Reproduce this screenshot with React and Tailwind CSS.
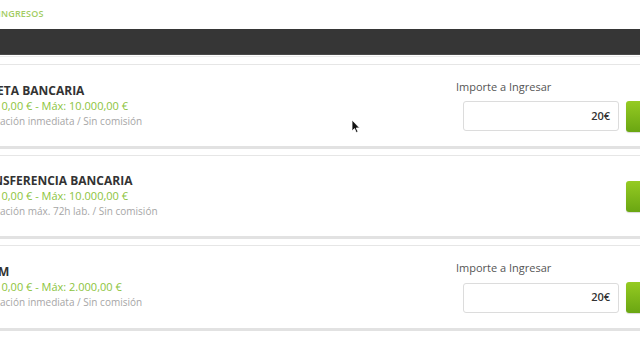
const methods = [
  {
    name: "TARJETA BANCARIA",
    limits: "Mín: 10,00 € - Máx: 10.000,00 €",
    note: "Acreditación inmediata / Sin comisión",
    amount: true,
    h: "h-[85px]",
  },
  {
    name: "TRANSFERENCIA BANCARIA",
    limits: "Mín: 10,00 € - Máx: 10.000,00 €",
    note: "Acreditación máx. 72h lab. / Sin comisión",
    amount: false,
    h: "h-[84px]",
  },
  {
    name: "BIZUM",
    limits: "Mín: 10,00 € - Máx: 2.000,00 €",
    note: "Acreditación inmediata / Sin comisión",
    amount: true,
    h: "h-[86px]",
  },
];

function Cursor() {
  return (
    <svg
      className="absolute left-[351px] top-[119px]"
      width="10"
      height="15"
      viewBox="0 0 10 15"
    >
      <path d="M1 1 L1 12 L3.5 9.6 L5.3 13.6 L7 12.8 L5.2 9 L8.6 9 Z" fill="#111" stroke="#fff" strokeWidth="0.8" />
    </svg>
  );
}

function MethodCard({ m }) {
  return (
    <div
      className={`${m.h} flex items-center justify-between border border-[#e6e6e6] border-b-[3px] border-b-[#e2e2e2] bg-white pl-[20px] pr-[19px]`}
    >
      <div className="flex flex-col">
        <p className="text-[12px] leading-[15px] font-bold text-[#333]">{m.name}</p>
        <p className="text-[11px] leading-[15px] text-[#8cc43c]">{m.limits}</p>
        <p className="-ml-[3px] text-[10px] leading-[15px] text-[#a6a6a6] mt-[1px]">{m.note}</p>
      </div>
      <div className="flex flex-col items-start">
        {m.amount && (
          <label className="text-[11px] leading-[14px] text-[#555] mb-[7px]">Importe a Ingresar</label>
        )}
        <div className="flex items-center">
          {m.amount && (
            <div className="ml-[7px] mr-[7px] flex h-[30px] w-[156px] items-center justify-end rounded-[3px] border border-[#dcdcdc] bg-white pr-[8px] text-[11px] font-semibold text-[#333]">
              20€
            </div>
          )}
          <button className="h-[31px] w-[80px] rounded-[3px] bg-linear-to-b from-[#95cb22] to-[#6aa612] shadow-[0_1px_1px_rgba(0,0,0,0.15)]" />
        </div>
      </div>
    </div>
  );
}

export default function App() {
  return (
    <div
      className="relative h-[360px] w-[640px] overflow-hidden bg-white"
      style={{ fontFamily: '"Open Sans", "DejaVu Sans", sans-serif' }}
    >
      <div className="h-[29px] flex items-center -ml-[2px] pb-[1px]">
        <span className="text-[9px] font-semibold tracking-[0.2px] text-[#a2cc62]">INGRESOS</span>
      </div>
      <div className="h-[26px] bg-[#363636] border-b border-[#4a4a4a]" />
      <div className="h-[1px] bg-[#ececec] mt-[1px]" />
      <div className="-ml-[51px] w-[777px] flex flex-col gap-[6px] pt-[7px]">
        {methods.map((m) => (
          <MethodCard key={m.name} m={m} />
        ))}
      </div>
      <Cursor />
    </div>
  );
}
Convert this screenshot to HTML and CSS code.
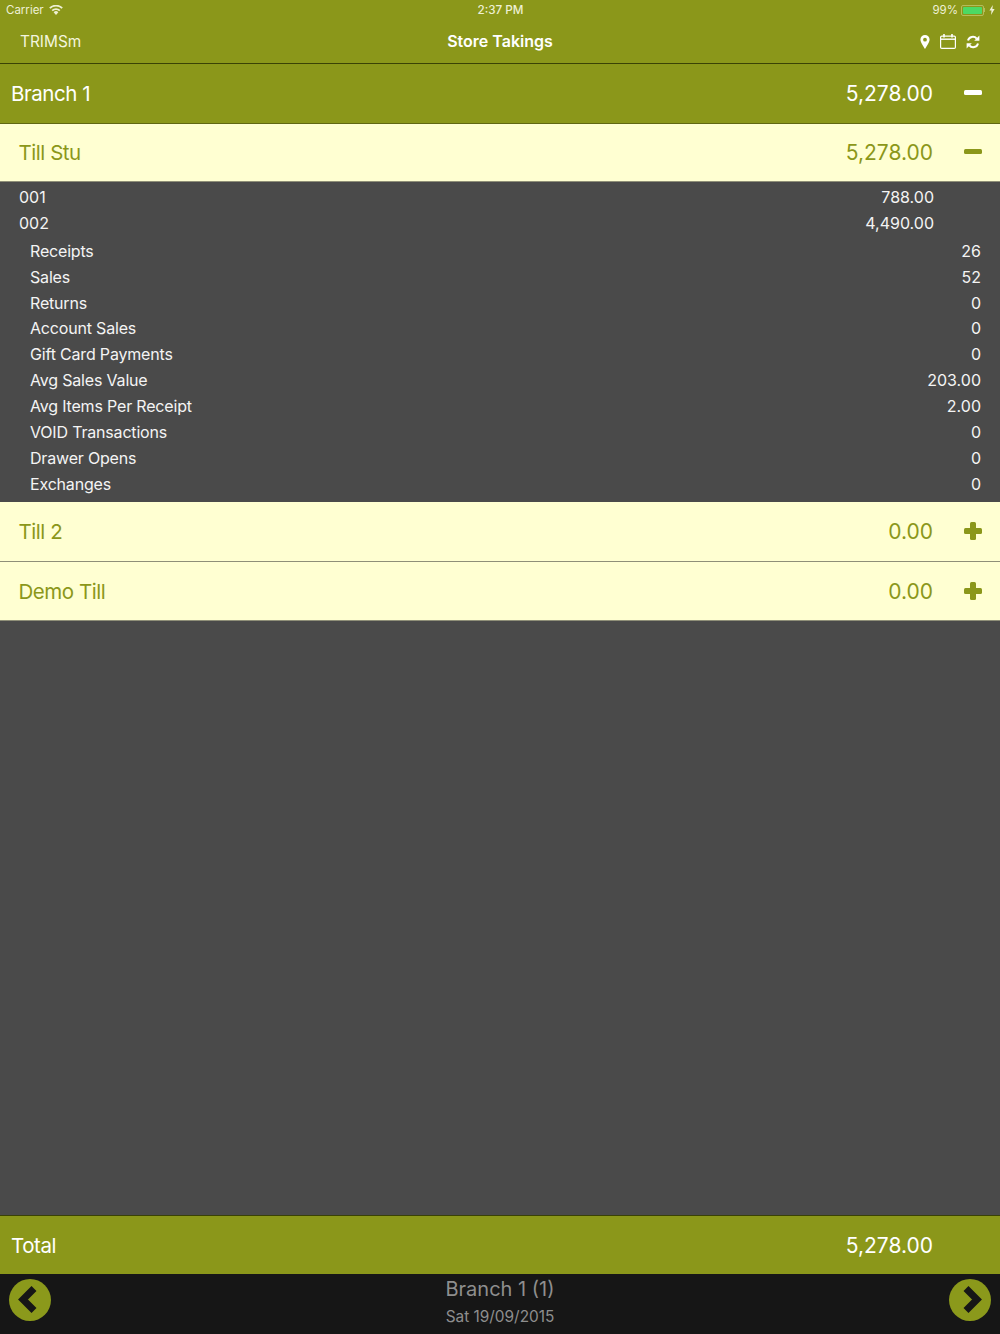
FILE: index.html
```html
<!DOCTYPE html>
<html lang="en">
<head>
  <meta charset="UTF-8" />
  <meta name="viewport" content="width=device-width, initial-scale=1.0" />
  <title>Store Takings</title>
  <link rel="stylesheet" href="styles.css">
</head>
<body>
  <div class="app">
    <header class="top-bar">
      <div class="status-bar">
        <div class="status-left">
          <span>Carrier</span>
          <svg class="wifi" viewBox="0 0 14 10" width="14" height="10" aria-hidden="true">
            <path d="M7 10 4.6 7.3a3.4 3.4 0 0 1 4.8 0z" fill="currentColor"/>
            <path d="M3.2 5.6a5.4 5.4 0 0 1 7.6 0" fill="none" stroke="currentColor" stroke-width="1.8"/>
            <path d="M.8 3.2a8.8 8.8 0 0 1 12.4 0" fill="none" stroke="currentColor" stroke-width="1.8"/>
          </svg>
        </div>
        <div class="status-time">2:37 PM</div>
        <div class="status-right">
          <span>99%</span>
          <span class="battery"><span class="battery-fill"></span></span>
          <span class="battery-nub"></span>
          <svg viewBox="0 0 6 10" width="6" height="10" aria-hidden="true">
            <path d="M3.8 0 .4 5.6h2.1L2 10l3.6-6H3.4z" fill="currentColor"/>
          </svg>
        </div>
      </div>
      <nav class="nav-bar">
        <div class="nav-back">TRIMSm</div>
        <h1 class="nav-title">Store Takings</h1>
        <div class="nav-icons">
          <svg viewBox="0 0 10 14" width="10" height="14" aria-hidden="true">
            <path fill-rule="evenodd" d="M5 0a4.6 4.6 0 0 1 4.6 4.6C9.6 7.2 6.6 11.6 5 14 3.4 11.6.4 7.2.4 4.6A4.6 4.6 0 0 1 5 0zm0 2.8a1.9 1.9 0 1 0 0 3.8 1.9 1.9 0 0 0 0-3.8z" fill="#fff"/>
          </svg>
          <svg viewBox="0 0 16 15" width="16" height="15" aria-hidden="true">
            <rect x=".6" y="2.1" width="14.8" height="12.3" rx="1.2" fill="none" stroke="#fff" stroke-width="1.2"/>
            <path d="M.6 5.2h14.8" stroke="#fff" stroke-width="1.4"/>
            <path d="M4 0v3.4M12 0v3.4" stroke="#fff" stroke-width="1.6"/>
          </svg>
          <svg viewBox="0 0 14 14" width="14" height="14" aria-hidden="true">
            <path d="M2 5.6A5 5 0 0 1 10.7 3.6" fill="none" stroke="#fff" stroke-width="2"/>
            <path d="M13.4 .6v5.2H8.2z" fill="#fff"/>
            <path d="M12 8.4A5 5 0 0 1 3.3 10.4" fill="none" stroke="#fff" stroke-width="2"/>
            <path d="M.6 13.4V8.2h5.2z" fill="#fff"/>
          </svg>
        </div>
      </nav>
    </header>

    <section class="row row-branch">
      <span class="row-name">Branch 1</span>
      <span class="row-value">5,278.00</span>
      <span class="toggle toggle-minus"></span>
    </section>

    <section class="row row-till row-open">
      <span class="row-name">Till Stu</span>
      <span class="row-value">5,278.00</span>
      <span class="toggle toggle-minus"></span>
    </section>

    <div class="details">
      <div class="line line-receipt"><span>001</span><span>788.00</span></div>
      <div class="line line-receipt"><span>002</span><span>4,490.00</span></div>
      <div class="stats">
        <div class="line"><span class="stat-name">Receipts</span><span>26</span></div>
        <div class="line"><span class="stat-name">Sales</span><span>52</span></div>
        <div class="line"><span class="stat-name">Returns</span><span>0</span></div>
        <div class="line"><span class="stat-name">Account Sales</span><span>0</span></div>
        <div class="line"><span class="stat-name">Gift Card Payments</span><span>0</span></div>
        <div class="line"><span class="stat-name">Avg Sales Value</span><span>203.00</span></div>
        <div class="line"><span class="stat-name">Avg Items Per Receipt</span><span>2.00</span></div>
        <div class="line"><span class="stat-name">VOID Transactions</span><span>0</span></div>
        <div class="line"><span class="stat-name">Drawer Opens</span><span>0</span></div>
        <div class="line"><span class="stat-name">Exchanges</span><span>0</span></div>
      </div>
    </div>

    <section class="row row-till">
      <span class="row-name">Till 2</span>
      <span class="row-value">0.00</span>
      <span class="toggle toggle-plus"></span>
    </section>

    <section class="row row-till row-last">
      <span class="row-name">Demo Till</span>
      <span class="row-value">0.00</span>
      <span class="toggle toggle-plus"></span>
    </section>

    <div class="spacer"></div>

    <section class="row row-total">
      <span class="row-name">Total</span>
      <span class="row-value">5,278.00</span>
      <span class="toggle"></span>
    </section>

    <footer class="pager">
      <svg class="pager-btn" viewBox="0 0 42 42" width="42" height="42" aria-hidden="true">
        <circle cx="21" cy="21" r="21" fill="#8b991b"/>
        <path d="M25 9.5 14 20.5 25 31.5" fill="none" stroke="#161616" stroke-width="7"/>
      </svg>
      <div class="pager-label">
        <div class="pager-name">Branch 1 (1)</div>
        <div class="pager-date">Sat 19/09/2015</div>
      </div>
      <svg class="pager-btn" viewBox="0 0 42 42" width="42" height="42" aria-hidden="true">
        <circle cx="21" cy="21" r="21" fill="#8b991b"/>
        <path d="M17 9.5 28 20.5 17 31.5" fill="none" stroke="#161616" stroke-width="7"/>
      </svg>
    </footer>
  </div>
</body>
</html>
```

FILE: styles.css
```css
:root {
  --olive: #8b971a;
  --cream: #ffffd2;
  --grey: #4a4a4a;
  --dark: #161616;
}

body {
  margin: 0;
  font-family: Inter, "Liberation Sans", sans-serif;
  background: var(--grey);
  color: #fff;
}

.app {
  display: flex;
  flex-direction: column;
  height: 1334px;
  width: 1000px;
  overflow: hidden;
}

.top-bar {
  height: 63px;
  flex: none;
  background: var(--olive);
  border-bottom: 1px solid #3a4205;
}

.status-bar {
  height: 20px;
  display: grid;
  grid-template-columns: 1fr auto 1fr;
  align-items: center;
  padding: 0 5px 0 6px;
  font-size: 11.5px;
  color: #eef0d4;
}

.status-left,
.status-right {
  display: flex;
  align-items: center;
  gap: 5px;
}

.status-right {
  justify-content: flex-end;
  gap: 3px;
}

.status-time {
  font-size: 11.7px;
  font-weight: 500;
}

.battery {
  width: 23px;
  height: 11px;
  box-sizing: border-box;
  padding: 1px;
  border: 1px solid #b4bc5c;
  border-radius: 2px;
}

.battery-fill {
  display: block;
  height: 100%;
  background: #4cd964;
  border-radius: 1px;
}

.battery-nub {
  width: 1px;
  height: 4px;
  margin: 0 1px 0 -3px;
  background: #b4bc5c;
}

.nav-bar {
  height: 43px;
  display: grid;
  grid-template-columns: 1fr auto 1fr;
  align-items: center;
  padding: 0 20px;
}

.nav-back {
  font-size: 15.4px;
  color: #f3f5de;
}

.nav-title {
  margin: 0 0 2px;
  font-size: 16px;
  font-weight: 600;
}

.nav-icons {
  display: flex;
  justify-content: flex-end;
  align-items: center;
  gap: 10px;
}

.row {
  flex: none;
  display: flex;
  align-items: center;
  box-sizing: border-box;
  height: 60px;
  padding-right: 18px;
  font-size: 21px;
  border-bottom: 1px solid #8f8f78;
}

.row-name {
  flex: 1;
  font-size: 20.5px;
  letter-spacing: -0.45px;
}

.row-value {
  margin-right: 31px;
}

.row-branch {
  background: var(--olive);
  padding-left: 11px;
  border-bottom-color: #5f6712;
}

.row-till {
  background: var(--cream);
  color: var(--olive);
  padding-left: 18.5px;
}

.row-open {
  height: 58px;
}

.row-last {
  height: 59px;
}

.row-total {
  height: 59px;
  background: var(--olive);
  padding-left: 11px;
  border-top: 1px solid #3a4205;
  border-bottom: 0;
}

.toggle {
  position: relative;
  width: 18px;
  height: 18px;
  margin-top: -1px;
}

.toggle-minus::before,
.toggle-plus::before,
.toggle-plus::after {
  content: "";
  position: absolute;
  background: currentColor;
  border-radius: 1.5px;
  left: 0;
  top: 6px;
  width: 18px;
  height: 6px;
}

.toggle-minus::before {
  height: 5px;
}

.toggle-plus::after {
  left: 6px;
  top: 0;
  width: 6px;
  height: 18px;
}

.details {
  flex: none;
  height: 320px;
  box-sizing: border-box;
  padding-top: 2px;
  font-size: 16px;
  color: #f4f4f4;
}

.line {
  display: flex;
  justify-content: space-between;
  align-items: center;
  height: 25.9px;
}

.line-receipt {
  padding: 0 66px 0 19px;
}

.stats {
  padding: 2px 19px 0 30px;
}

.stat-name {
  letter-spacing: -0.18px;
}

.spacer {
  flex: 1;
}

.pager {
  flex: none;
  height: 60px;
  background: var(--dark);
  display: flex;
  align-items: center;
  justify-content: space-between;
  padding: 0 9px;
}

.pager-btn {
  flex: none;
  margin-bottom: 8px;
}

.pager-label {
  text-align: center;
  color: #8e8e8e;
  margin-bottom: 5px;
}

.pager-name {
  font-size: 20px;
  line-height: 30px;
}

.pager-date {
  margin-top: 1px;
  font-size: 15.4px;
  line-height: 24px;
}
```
........
What you will do. Work out the count of lines containing the word "screenshot", then write only that count.

Problem solution. 2